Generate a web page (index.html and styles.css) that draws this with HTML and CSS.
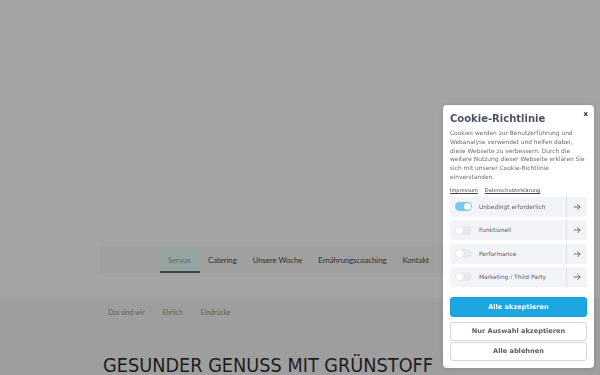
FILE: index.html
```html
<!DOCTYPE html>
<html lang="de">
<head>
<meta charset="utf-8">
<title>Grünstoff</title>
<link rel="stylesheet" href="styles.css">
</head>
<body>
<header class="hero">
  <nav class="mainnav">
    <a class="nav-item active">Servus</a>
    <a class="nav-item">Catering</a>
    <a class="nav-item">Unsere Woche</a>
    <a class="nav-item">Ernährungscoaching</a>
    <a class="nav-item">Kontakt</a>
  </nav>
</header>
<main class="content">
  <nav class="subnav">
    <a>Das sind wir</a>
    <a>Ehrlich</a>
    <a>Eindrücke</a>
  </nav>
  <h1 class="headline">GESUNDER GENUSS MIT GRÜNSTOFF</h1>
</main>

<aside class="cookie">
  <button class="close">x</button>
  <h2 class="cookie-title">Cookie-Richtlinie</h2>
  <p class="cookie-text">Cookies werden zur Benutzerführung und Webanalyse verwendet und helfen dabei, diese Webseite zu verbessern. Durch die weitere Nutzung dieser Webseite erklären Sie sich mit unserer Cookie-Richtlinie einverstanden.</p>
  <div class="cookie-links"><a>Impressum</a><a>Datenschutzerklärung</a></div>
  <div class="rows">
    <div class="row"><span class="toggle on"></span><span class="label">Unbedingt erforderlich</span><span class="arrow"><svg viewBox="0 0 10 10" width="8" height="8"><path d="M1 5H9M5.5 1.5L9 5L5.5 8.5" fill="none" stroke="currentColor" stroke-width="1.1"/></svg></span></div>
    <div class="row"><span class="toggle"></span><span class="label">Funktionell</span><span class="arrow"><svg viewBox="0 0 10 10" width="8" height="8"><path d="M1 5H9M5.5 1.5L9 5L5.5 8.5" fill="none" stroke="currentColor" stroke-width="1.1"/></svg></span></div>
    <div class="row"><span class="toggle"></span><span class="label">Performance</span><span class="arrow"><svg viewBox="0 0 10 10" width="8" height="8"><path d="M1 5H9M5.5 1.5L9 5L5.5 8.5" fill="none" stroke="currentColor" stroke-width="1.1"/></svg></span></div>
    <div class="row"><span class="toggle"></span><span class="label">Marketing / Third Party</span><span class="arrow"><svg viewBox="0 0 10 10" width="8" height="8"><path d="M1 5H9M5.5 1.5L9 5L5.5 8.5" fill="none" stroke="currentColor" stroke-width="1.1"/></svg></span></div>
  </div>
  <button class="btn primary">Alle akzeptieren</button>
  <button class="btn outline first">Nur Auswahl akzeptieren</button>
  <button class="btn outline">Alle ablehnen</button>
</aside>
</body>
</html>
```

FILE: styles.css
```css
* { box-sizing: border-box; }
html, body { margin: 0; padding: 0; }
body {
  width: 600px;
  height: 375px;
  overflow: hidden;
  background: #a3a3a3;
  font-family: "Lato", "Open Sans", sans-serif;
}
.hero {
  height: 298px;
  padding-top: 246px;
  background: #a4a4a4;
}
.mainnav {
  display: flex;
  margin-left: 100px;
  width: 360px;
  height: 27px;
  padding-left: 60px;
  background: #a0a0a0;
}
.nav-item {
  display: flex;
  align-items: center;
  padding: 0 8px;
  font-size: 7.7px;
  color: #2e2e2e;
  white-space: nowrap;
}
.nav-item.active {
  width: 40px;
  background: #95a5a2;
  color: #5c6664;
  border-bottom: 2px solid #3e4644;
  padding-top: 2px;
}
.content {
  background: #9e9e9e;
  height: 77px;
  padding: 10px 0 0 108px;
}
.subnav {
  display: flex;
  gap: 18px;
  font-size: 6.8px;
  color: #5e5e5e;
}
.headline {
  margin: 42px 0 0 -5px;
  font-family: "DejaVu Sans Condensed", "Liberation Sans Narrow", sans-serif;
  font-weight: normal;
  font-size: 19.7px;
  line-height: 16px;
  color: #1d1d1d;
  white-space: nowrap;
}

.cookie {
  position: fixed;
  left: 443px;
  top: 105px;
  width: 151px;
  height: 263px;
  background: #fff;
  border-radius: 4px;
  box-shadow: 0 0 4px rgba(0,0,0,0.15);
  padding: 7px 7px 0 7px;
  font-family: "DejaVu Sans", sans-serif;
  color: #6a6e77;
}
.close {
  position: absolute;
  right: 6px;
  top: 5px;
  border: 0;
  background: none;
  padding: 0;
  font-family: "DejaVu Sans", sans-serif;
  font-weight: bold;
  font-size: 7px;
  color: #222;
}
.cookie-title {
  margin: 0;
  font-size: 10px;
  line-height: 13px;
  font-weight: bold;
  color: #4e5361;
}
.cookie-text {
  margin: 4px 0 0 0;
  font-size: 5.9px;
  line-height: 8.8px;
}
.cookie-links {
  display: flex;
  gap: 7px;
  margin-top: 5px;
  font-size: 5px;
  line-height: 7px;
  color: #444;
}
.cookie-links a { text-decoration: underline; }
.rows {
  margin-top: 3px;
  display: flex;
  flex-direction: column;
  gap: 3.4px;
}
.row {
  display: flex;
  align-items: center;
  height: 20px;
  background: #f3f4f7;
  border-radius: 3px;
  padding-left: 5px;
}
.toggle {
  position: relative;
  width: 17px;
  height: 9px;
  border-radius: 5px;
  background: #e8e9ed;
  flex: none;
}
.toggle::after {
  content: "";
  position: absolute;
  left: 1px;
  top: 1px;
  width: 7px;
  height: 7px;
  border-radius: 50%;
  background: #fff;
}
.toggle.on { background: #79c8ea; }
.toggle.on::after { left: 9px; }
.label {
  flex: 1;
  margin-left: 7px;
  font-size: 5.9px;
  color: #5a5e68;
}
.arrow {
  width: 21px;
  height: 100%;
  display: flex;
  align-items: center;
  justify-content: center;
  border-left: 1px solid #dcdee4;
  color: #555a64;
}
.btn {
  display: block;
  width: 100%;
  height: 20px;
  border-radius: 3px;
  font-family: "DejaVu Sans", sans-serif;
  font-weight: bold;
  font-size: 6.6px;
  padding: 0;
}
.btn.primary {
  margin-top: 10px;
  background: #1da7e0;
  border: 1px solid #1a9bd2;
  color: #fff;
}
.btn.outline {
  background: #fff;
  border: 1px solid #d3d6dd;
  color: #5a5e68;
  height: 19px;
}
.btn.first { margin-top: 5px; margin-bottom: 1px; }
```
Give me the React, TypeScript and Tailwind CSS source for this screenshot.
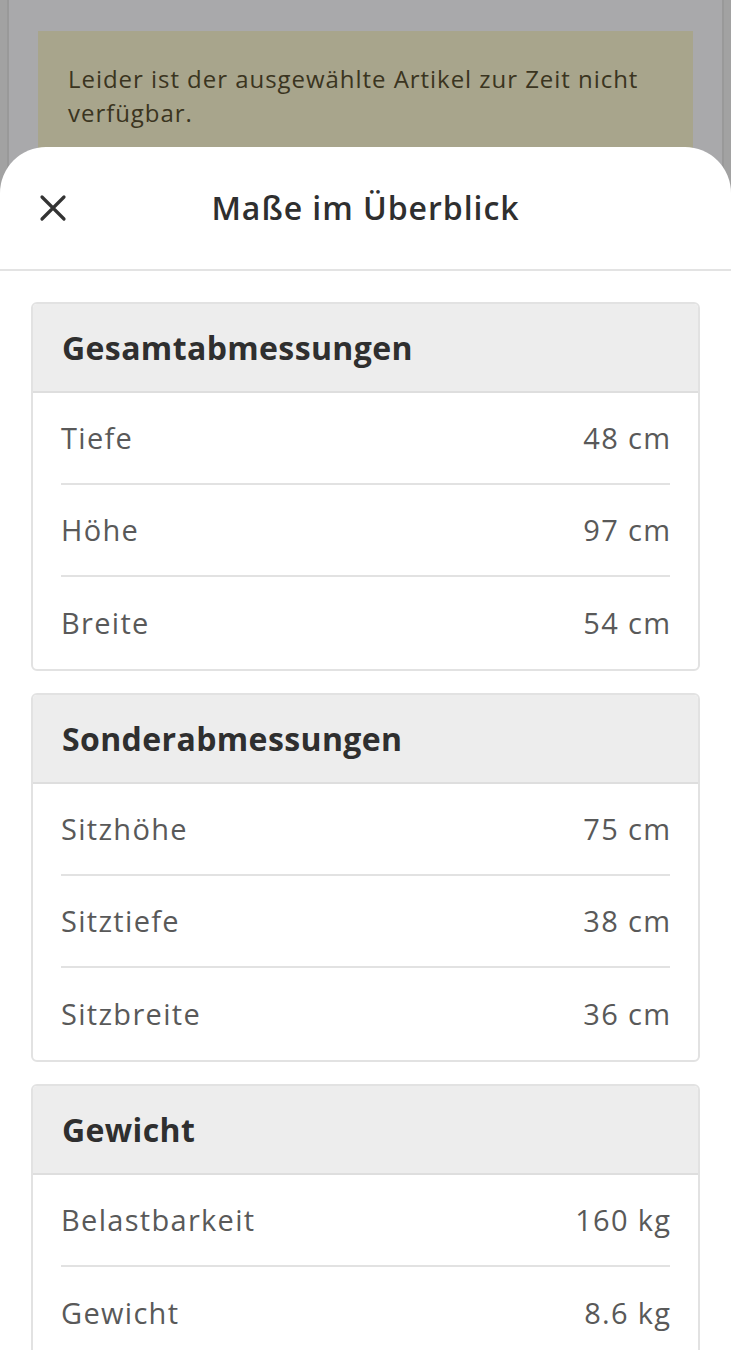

→ The problem: Using the listing above, return all lines where the word "this" occurs.

→ Expected answer:
Generate a web page (index.html and styles.css) that draws this with HTML and CSS.
Give me the React, TypeScript and Tailwind CSS source for this screenshot.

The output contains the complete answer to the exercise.